Copy each line of the material below that includes the string "size".

◇ ◇ ◇ ◇

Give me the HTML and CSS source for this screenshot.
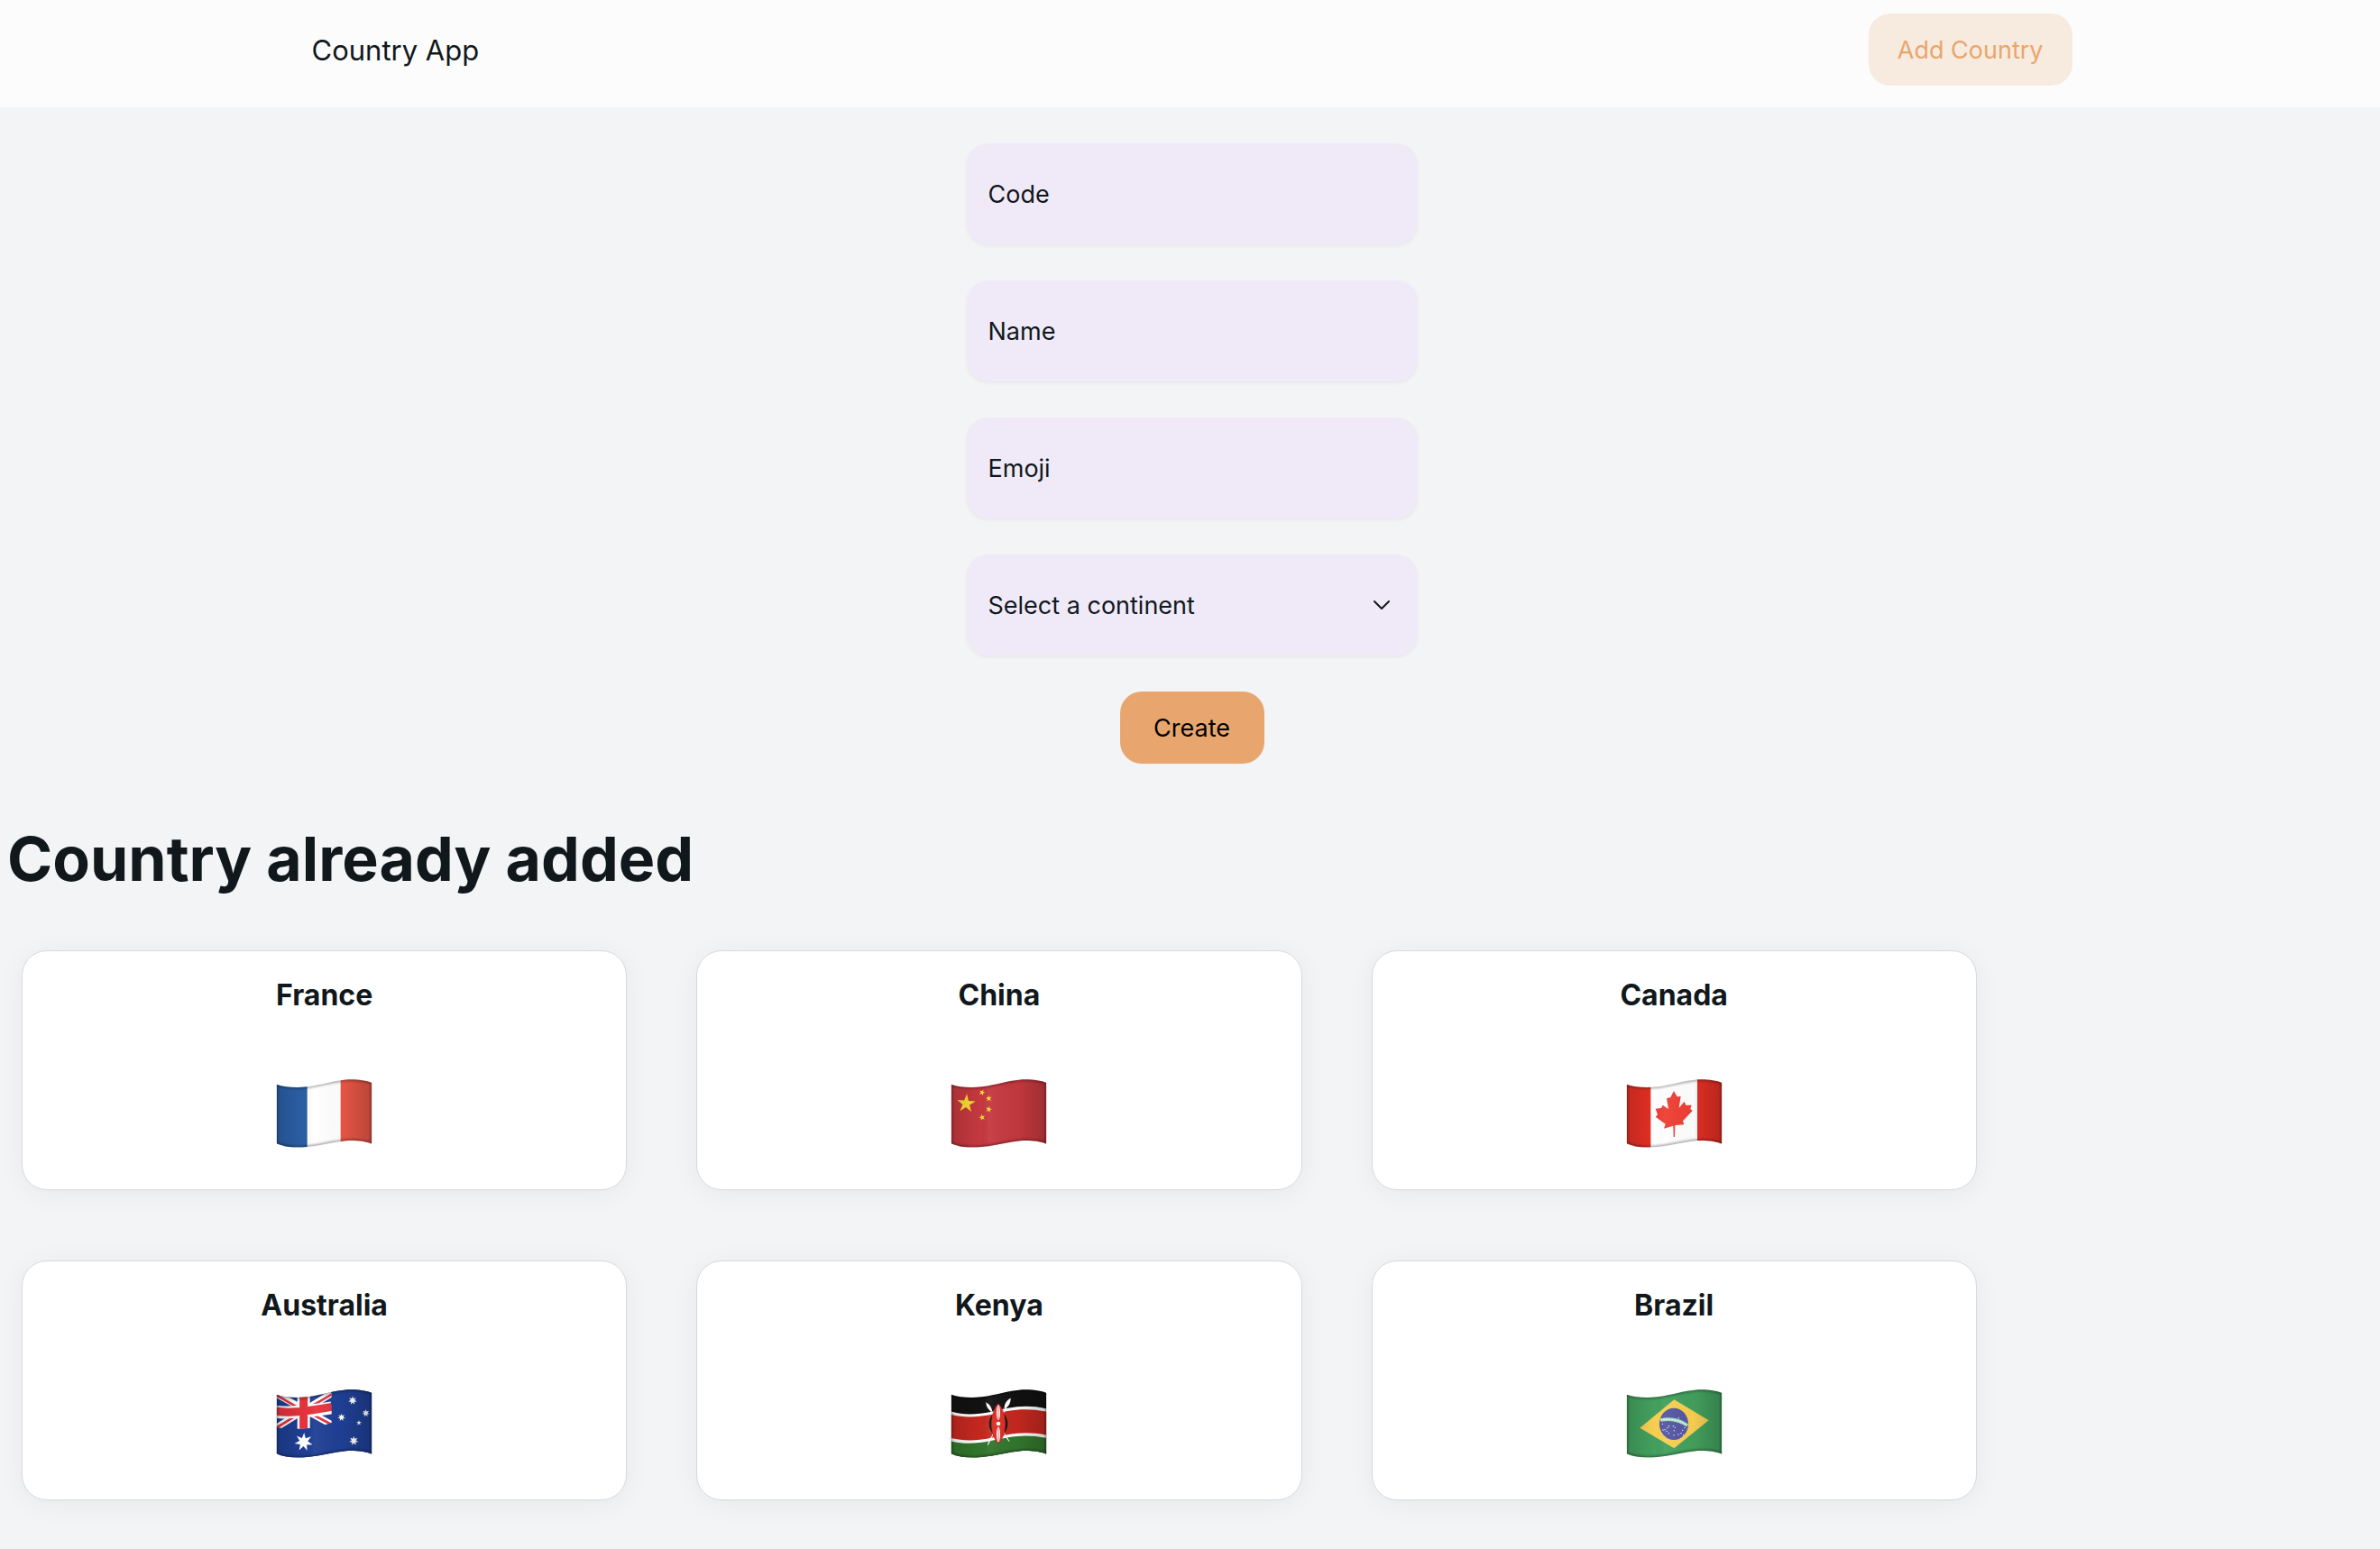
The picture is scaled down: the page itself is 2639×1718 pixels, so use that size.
FILE: index.html
```html
<!DOCTYPE html>
<html lang="en">
<head>
<meta charset="utf-8">
<meta name="viewport" content="width=device-width, initial-scale=1">
<title>Country App</title>
<link rel="stylesheet" href="styles.css">
</head>
<body>
<svg class="defs" aria-hidden="true">
  <defs>
    <path id="cloth" d="M48 68C75 77 110 80 150 76C200 70 235 56 285 52C315 51 345 54 365 63V266C345 257 315 254 285 255C235 259 200 272 150 276C110 280 75 277 48 265Z"/>
    <clipPath id="cloth-clip"><use href="#cloth"/></clipPath>
    <linearGradient id="folds">
      <stop offset="0" stop-color="#000" stop-opacity=".14"/>
      <stop offset=".3" stop-color="#000" stop-opacity="0"/>
      <stop offset=".4" stop-color="#fff" stop-opacity=".05"/>
      <stop offset=".7" stop-color="#000" stop-opacity=".02"/>
      <stop offset="1" stop-color="#000" stop-opacity=".2"/>
    </linearGradient>
    <filter id="soft" x="-10%" y="-10%" width="120%" height="120%"><feGaussianBlur stdDeviation="4"/></filter>
    <g id="shade" clip-path="url(#cloth-clip)">
      <use href="#cloth" fill="url(#folds)"/>
      <use href="#cloth" fill="none" stroke="#000" stroke-opacity=".45" stroke-width="7" filter="url(#soft)"/>
    </g>
    <polygon id="star5" points="0,-1 .225,-.309 .951,-.309 .363,.118 .588,.809 0,.382 -.588,.809 -.363,.118 -.951,-.309 -.225,-.309"/>
    <polygon id="star7" points="0,-1 .195,-.405 .782,-.623 .439,-.1 .975,.223 .352,.281 .434,.901 0,.45 -.434,.901 -.352,.281 -.975,.223 -.439,-.1 -.782,-.623 -.195,-.405"/>
  </defs>
</svg>

<header class="navbar">
  <div class="navbar-inner">
    <span class="brand">Country App</span>
    <a class="btn btn-flat" href="#add">Add Country</a>
  </div>
</header>

<main>
  <form class="country-form" id="add">
    <input class="field" type="text" name="code" placeholder="Code" aria-label="Code">
    <input class="field" type="text" name="name" placeholder="Name" aria-label="Name">
    <input class="field" type="text" name="emoji" placeholder="Emoji" aria-label="Emoji">
    <div class="select">
      <select class="field" name="continent" aria-label="Continent">
        <option>Select a continent</option>
        <option>Africa</option>
        <option>America</option>
        <option>Asia</option>
        <option>Europe</option>
        <option>Oceania</option>
      </select>
      <svg class="chevron" viewBox="0 0 20 12" aria-hidden="true"><path d="M2 2L10 10L18 2"/></svg>
    </div>
    <button class="btn btn-solid" type="button">Create</button>
  </form>

  <h1 class="title">Country already added</h1>

  <section class="countries">
    <article class="card">
      <h2 class="card-name">France</h2>
      <svg class="flag" viewBox="46 48 321 234" role="img" aria-label="Flag of France">
        <g clip-path="url(#cloth-clip)">
          <rect x="40" y="40" width="330" height="250" fill="#fff"/>
          <rect x="40" y="40" width="110" height="250" fill="#2b5fa5"/>
          <rect x="261" y="40" width="110" height="250" fill="#e85646"/>
        </g>
        <use href="#shade"/>
      </svg>
    </article>

    <article class="card">
      <h2 class="card-name">China</h2>
      <svg class="flag" viewBox="46 48 321 234" role="img" aria-label="Flag of China">
        <g clip-path="url(#cloth-clip)">
          <rect x="40" y="40" width="330" height="250" fill="#c5383f"/>
          <g fill="#f8dc32">
            <use href="#star5" transform="translate(98 132) rotate(4) scale(32)"/>
            <use href="#star5" transform="translate(151 95) rotate(20) scale(11)"/>
            <use href="#star5" transform="translate(173 115) rotate(-8) scale(11)"/>
            <use href="#star5" transform="translate(173 151) rotate(12) scale(11)"/>
            <use href="#star5" transform="translate(151 178) rotate(-14) scale(11)"/>
          </g>
        </g>
        <use href="#shade"/>
      </svg>
    </article>

    <article class="card">
      <h2 class="card-name">Canada</h2>
      <svg class="flag" viewBox="46 48 321 234" role="img" aria-label="Flag of Canada">
        <g clip-path="url(#cloth-clip)">
          <rect x="40" y="40" width="330" height="250" fill="#fff"/>
          <rect x="40" y="40" width="88" height="250" fill="#e42f25"/>
          <rect x="283" y="40" width="90" height="250" fill="#e42f25"/>
          <path fill="#ee3f34" d="M205 90L194 111L181 115L187 150L168 137L163 147L144 149L151 169L144 176L177 200L172 215L203 206L204 243H208L209 204L239 202L235 190L267 156L260 149L264 137L245 137L240 125L222 146L228 108L216 109Z"/>
        </g>
        <use href="#shade"/>
      </svg>
    </article>

    <article class="card">
      <h2 class="card-name">Australia</h2>
      <svg class="flag" viewBox="46 45 321 234" role="img" aria-label="Flag of Australia">
        <g transform="translate(0 -3)">
          <g clip-path="url(#cloth-clip)">
            <rect x="40" y="40" width="330" height="250" fill="#1f3f94"/>
            <g fill="none">
              <path stroke="#fff" stroke-width="22" d="M44 64L231 168M44 180L231 64"/>
              <path stroke="#e4333c" stroke-width="8" d="M44 68L120 112M44 181L120 134M155 112L231 68M155 128L231 168"/>
              <path stroke="#fff" stroke-width="42" d="M44 126C85 130 130 127 231 112M138 70V182"/>
              <path stroke="#e4333c" stroke-width="27" d="M44 123C85 130 130 127 231 109M138 70V182"/>
            </g>
            <path fill="#1f3f94" d="M231 40H370V290H40V176C70 182 100 184 138 182C175 180 200 170 231 163Z"/>
            <g fill="#fff">
              <use href="#star7" transform="translate(138 226) rotate(3) scale(31)"/>
              <use href="#star7" transform="translate(301 88) scale(15)"/>
              <use href="#star7" transform="translate(264 144) scale(13)"/>
              <use href="#star7" transform="translate(345 130) scale(13)"/>
              <use href="#star7" transform="translate(305 222) scale(16)"/>
              <use href="#star5" transform="translate(322 162) scale(9)"/>
            </g>
          </g>
          <use href="#shade"/>
        </g>
      </svg>
    </article>

    <article class="card">
      <h2 class="card-name">Kenya</h2>
      <svg class="flag" viewBox="46 45 321 234" role="img" aria-label="Flag of Kenya">
        <g transform="translate(0 -3)">
          <g clip-path="url(#cloth-clip)">
            <rect x="40" y="40" width="330" height="250" fill="#111"/>
            <path fill="#32762c" d="M40 210C90 226 130 224 180 214C240 202 290 186 370 205V300H40Z"/>
            <path fill="#fff" d="M40 122C90 138 130 135 180 126C240 112 290 98 370 116V214C290 196 240 210 180 222C130 232 90 234 40 222Z"/>
            <path fill="#c4281f" d="M40 133C90 147 130 144 180 135C240 121 290 109 370 126V204C290 187 240 201 180 213C130 222 90 224 40 211Z"/>
            <g stroke="#fff" stroke-width="3"><path d="M168 104L241 224M242 88L170 236"/></g>
            <path fill="#fff" d="M164 94C176 101 184 113 185 126C172 120 164 108 164 94ZM246 80C230 88 224 102 225 116C240 108 246 96 246 80ZM169 238L174 217L182 208ZM241 225L231 212L228 200Z"/>
            <ellipse cx="205" cy="165" rx="31" ry="39" fill="#161616"/>
            <path fill="#c4281f" d="M190 125C180 148 180 183 190 207H220C230 183 230 148 220 125Z"/>
            <path fill="#dc2d24" stroke="#a81b16" stroke-width="1" d="M205 98C235 126 235 204 205 232C175 204 175 126 205 98Z"/>
            <ellipse cx="205" cy="128" rx="6" ry="25" fill="#fff"/>
            <ellipse cx="205" cy="201" rx="6" ry="25" fill="#fff"/>
            <circle cx="205" cy="165" r="7" fill="#fff"/>
            <path stroke="#dc2d24" stroke-width="2" d="M205 106V150M205 180V222"/>
          </g>
          <use href="#shade"/>
        </g>
      </svg>
    </article>

    <article class="card">
      <h2 class="card-name">Brazil</h2>
      <svg class="flag" viewBox="46 45 321 234" role="img" aria-label="Flag of Brazil">
        <g transform="translate(0 -3)">
          <g clip-path="url(#cloth-clip)">
            <rect x="40" y="40" width="330" height="250" fill="#43a05e"/>
            <path fill="#f7cf51" d="M92 179L206 85L321 154L206 247Z"/>
            <ellipse cx="205" cy="166" rx="48" ry="53" fill="#5457a3"/>
            <path fill="none" stroke="#a9e0c0" stroke-width="11" d="M161 153C190 147 223 152 250 171"/>
            <path fill="none" stroke="#fff" stroke-width="3" stroke-dasharray="5 4" d="M161 153C190 147 223 152 250 171"/>
            <g fill="#fff">
              <circle cx="167" cy="166" r="2"/><circle cx="175" cy="185" r="2"/><circle cx="184" cy="179" r="2"/>
              <circle cx="181" cy="190" r="2"/><circle cx="188" cy="197" r="2"/><circle cx="189" cy="173" r="2"/>
              <circle cx="203" cy="173" r="2"/><circle cx="209" cy="178" r="2"/><circle cx="206" cy="188" r="2"/>
              <circle cx="205" cy="203" r="2"/><circle cx="220" cy="201" r="2"/><circle cx="221" cy="146" r="2"/>
              <circle cx="234" cy="187" r="2"/><circle cx="241" cy="179" r="2"/><circle cx="229" cy="197" r="2"/>
              <circle cx="237" cy="203" r="2"/><circle cx="169" cy="186" r="2"/>
            </g>
          </g>
          <use href="#shade"/>
        </g>
      </svg>
    </article>
  </section>
</main>
</body>
</html>
```

FILE: styles.css
```css
* {
  box-sizing: border-box;
}

body {
  margin: 0;
  background: #f2f4f6;
  color: #11181c;
  font-family: Inter, "Liberation Sans", sans-serif;
  font-size: 27px;
}

.defs {
  display: block;
  width: 0;
  height: 0;
}

.navbar {
  padding: 15px 24px 24px;
  background: #fcfcfc;
}

.navbar-inner {
  display: flex;
  align-items: center;
  justify-content: space-between;
  max-width: 1956px;
  margin: 0 auto;
}

.brand {
  padding-left: 4px;
  font-size: 31px;
}

.btn {
  display: inline-flex;
  align-items: center;
  justify-content: center;
  height: 80px;
  padding: 0 32px;
  border: 0;
  border-radius: 24px;
  font: inherit;
  text-decoration: none;
  cursor: pointer;
}

.btn-flat {
  background: #f7ebdf;
  color: #e8a66e;
}

.btn-solid {
  min-width: 160px;
  background: #e8a66e;
  color: #000;
}

.country-form {
  display: flex;
  flex-direction: column;
  align-items: center;
  gap: 40px;
  padding: 40px 24px 51px 28px;
}

.field {
  width: 500px;
  max-width: 100%;
  height: 112px;
  padding: 0 24px;
  border: 0;
  border-radius: 24px;
  background: #f0eaf8;
  box-shadow: 0 2px 4px rgba(0, 0, 0, 0.05);
  color: #11181c;
  font: inherit;
  appearance: none;
}

.field::placeholder {
  color: #11181c;
  opacity: 1;
}

.select {
  display: grid;
  align-items: center;
}

.select > * {
  grid-area: 1 / 1;
}

.chevron {
  justify-self: end;
  width: 20px;
  height: 12px;
  margin-right: 30px;
  fill: none;
  stroke: #11181c;
  stroke-width: 2;
  stroke-linecap: round;
  stroke-linejoin: round;
  pointer-events: none;
}

.title {
  margin: 0 0 48px;
  padding: 0 8px;
  font-size: 68px;
  font-weight: 700;
  line-height: 108px;
}

.countries {
  display: grid;
  grid-template-columns: repeat(3, 1fr);
  gap: 78px 77px;
  width: 84%;
  padding: 0 25px 54px 24px;
}

.card {
  display: flex;
  flex-direction: column;
  align-items: center;
  gap: 68px;
  padding: 25px 24px 45px;
  border: 1px solid #d7d9db;
  border-radius: 28px;
  background: #fff;
  box-shadow: 0 4px 30px rgba(0, 0, 0, 0.05);
}

.card-name {
  margin: 0;
  font-size: 32px;
  font-weight: 700;
  line-height: 48px;
}

.flag {
  display: block;
  width: 107px;
  height: 78px;
}
```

◇ ◇ ◇ ◇

### [TASK OUTPUT]
The picture is scaled down: the page itself is 2639×1718 pixels, so use that size.
  font-size: 27px;
  font-size: 31px;
  font-size: 68px;
  font-size: 32px;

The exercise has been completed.